Smartphone batteries still struggle to provide enough power storage to claim the coveted title of "all day battery life" with any real world usage. Typically, small batteries in flagship phones are to blame, but a research program conducted by Purdue University has found a way save at least some of your smartphone's battery from wasteful depletion.
The tool is called HUSH, and Purdue created it with the collaboration of Intel and Mobile Enerlytics by monitoring how 2,000 Galaxy S3 & S4 smartphones used power. According to Purdue, 28.9% of battery drain on these devices occurred when the screen of a phone was off.
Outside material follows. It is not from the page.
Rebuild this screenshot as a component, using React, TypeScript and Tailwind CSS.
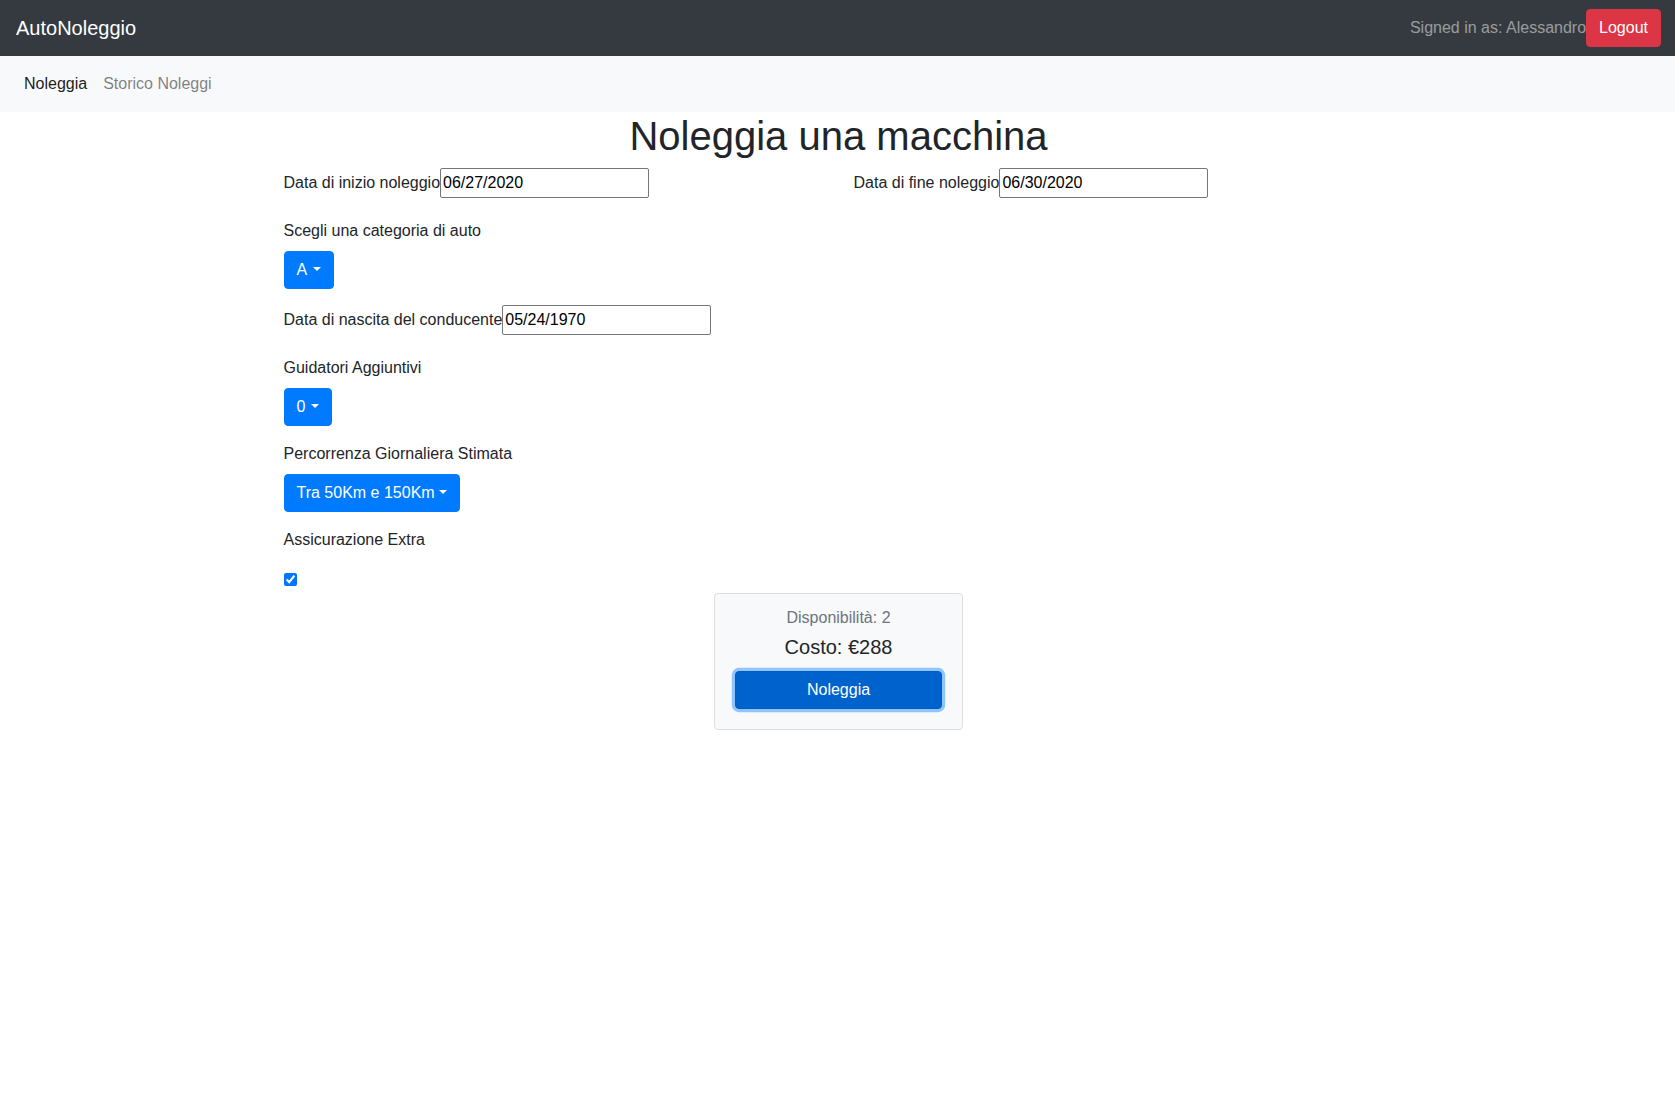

Purdue's professor of electrical and computing engineering, Y. Charlie Hu, states that "During screen-off, the phone hardware should enter the sleep state, draining close to zero power".
Hu pointed out that Android is inefficient at battery savings, and that the system is "not letting the phone go back to sleep because of software bugs and, specifically, due to the incorrect use of Android power control application programming interfaces called wakelocks". HUSH, which is a free tool available for download from Purdue, claims to immediately save 15% of the power drained while an Android device's screen is off by reducing frequency of app updating based on a user's usage habits. Infrequently used apps will see significant background draw reductions while apps used frequently will see little change.
The findings of the research were presented yesterday at the ACM MobiCom 2015 event held in Paris, France.